Over the last decade, union activists have made impressive strides in reviving old alliances, which had waned in the 1960s, between the labor movement and left-leaning clergy. Joint labor-religious groups have become muscular forces advocating union-friendly issues at the municipal, state, and federal levels (see “The Religious Left, Reborn,” Autumn 2007). Now, in the latest major victory for the unions, an activist rabbi has persuaded the highest legal body of the Jewish Conservative movement to recommend that Jewish business owners pay their workers a “living wage” and welcome unions into their workplaces. The religious ruling, or teshuvah, of the Committee on Jewish Law and Standards—a body within the Rabbinical Assembly, the worldwide congregation of Conservative rabbis—assumes a pro-labor position in virtually every controversy surrounding wage laws. It also offers evidence of an emerging pro-labor drift within the Conservative movement, as rabbis push their congregations to embrace “social-justice” initiatives.

The teshuvah is largely the work of Rabbi Jill Jacobs, director of education for Jewish Funds for Justice, a social-justice group that steers money from philanthropists to programs that combat, in the group’s words, “the root causes of domestic social and economic injustice.” Jacobs, like many clergy who have signed on to labor’s agenda, wants to use religious law and institutions to help reform what she sees as an inequitable economic system. Writing earlier this year in Shofar, a Jewish-studies journal, Jacobs described herself as “an American disturbed by the systematic injustices of this country” and proclaimed that American Jews, who as a group are “wealthy and more educated than the norm,” have “an obligation to care for the members of society who are most in need of protection.”
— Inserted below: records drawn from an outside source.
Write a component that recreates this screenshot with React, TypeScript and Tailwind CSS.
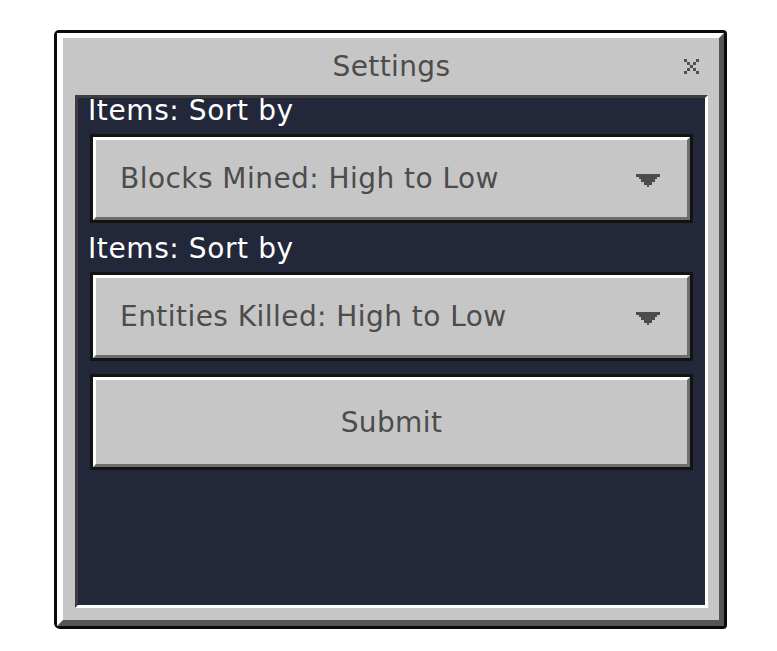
import React from "react";

function Arrow() {
  return (
    <svg
      width="24"
      height="13.33"
      viewBox="0 0 9 5"
      shapeRendering="crispEdges"
      className="mt-[4px]"
    >
      <path
        d="M0 0H9V1H8V2H7V3H6V4H5V5H4V4H3V3H2V2H1V1H0Z"
        fill="#4c4c4c"
      />
    </svg>
  );
}

function CloseIcon() {
  return (
    <svg
      width="15"
      height="15"
      viewBox="0 0 5 5"
      shapeRendering="crispEdges"
      className="absolute right-[9px] top-[21px]"
    >
      <path
        d="M0 0H1V1H0Z M1 1H2V2H1Z M2 2H3V3H2Z M3 3H4V4H3Z M4 4H5V5H4Z M4 0H5V1H4Z M3 1H4V2H3Z M1 3H2V4H1Z M0 4H1V5H0Z"
        fill="#505050"
      />
    </svg>
  );
}

function Dropdown({ text }: { text: string }) {
  return (
    <div className="h-[89px] border-[3px] border-[#131313]">
      <div className="h-full border-[3px] border-t-white border-l-white border-r-[#6d6d6d] border-b-[#6d6d6d] bg-[#c6c6c6] flex items-center justify-between pl-[24px] pr-[27px]">
        <span className="text-[28px] leading-[25px] tracking-[0.45px] text-[#4c4c4c]">{text}</span>
        <Arrow />
      </div>
    </div>
  );
}

function Label({ text }: { text: string }) {
  return (
    <div className="h-[36px] ml-[-2px]">
      <span className="text-[28px] leading-[25px] tracking-[0.6px] text-white">{text}</span>
    </div>
  );
}

export default function App() {
  return (
    <div className="w-[777px] h-[651px] bg-white pt-[30px] pl-[54px] font-['DejaVu_Sans',sans-serif]">
      <div className="w-[673px] h-[599px] border-[3px] border-[#0a0a0a] rounded-tl-[5px] rounded-tr-[4px] rounded-bl-[6px] rounded-br-[4px]">
        <div className="h-full border-t-[5px] border-l-[6px] border-r-[5px] border-b-[6px] border-t-white border-l-white border-r-[#555555] border-b-[#555555] bg-[#c6c6c6] flex flex-col pl-[12px] pr-[11px] pb-[12px]">
          <div className="relative h-[57px] flex items-center justify-center">
            <span className="text-[28px] leading-[25px] tracking-[0.4px] text-[#4c4c4c]">Settings</span>
            <CloseIcon />
          </div>
          <div className="flex-1 border-[3px] border-t-[#3d3d3d] border-l-[#3d3d3d] border-r-white border-b-white bg-[#22273a] flex flex-col px-[12px] gap-[13px]">
            <div className="flex flex-col">
              <Label text="Items: Sort by" />
              <Dropdown text="Blocks Mined: High to Low" />
            </div>
            <div className="flex flex-col">
              <Label text="Items: Sort by" />
              <Dropdown text="Entities Killed: High to Low" />
            </div>
            <div className="h-[96px] border-[3px] border-[#131313]">
              <div className="h-full border-[3px] border-t-white border-l-white border-r-[#6d6d6d] border-b-[#6d6d6d] bg-[#c6c6c6] flex items-center justify-center">
                <span className="text-[28px] leading-[25px] tracking-[0.4px] text-[#4c4c4c]">Submit</span>
              </div>
            </div>
          </div>
        </div>
      </div>
    </div>
  );
}
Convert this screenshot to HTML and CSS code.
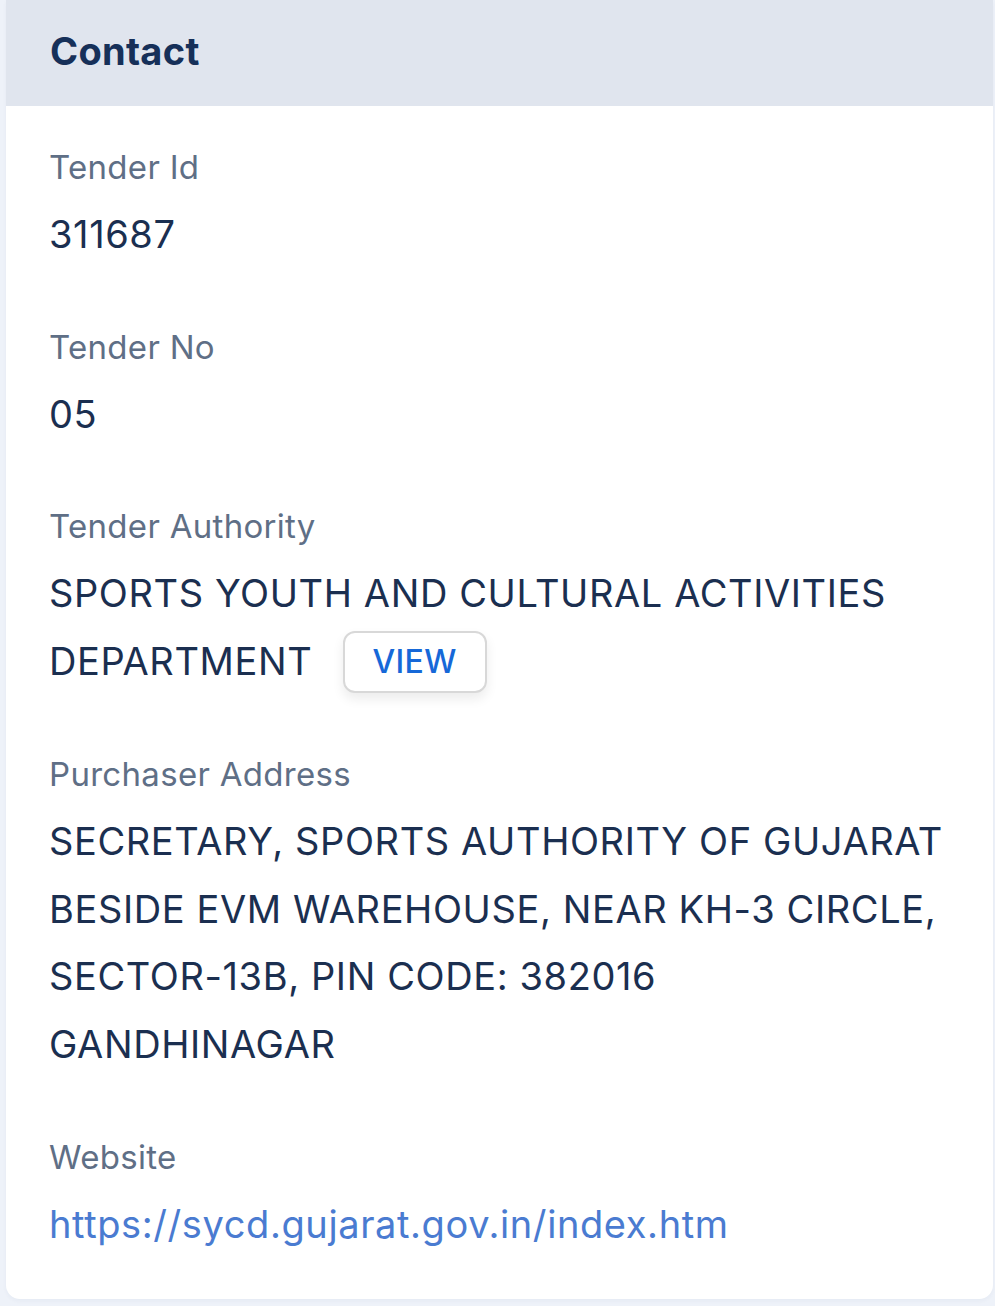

In her teshuvah, Jacobs notes that Jewish religious law holds that employers must treat workers with dignity and respect, which she interprets to mean a “living wage” in twenty-first-century America. Though her sources on workers’ dignity are largely ancient, her definition of a living wage is based on a model endorsed by the modern labor movement. The teshuvah tells employers that a living wage is “three times the fair market rent on a two-bedroom apartment” in the county where the business is located, or 130 percent of the poverty line, or 80 percent of an area’s median income. In New York City, a living wage based on so-called fair market rent amounts to about $23 an hour for a 40-hour workweek, or more than three times the state’s minimum wage. In Chicago, it is $16 an hour, or double the Illinois minimum wage.

The ruling also urges Jewish employers to “allow employees the space to make their own decisions about unionizations without threats or interference on the part of the employer” and to “hire unionized employees when possible.” To that end, the Committee on Jewish Law and Standards explicitly tells employers to give workers the right to unionize by card-check—a method by which a company forgoes a secret ballot and authorizes union representation when half of its workers sign their names to cards.

The teshuvah has aroused concern—and opposition—among Conservative Jewish business leaders. Marc Gary, general counsel of Fidelity Investments in Boston and a non-voting, non-rabbinical member of the committee, argued that by wandering into areas of social justice, the committee risked “relegating the CJLS to the role of the Movement’s nanny instead of its authoritative provider of legal guidance.” Gary pointed out that the teshuvah considered labor issues almost entirely from union leaders’ point of view—failing to acknowledge, for instance, that many employees oppose the non-secret card-check process because it exposes them to pressure to join a union. “It is conceivable that employees choose not to join unions because unions have been associated in the past with corruption, racism, sexism, and xenophobia,” Gary told the committee. He also noted that much of the economic research that the teshuvah cites in favor of a living wage was one-sided, and that other, nonpartisan research by economists like David Neumark of the University of California at Irvine had concluded that the living wage often hurts low-income workers by forcing firms to eliminate jobs.

The committee issued its ruling despite Gary’s dissent, and other institutions within the Conservative Jewish movement have also proceeded with labor-friendly initiatives. The most significant is a joint effort by the Rabbinical Assembly and the United Synagogue of Conservative Judaism, which represents congregations throughout North America, to create a new level of kosher certification for companies producing food for observant Jewish communities—based on the way these companies treat their workers.

Unlike traditional kosher designations, which certify that food has been produced in accordance with Jewish dietary laws, the new rules, known as hekhsher tzedek, require employers to follow a lengthy list of wage and benefit guidelines. They “favor” certifying firms that pay above industry standards and offer “affordable health insurance,” retirement plans, paid vacations, sick leave, and maternity leave. The new kosher-certification effort will also rate firms on whether their employee turnover rate is lower than industry averages; whether they have good relations with unions; whether they have efforts in place to diversify their workforces to include minorities, women, and the disabled; and whether they have good environmental track records. The new certification is set to go into effect in January 2009.

Says one businessman who has watched the Conservative movement drift into pro-labor issues: “Personally, I think this is just the beginning. It’s not impossible that the Conservative rabbis will, over the next few years, come out with anti-Wal-Mart resolutions,” as well as other rulings, in pursuit of “social justice.”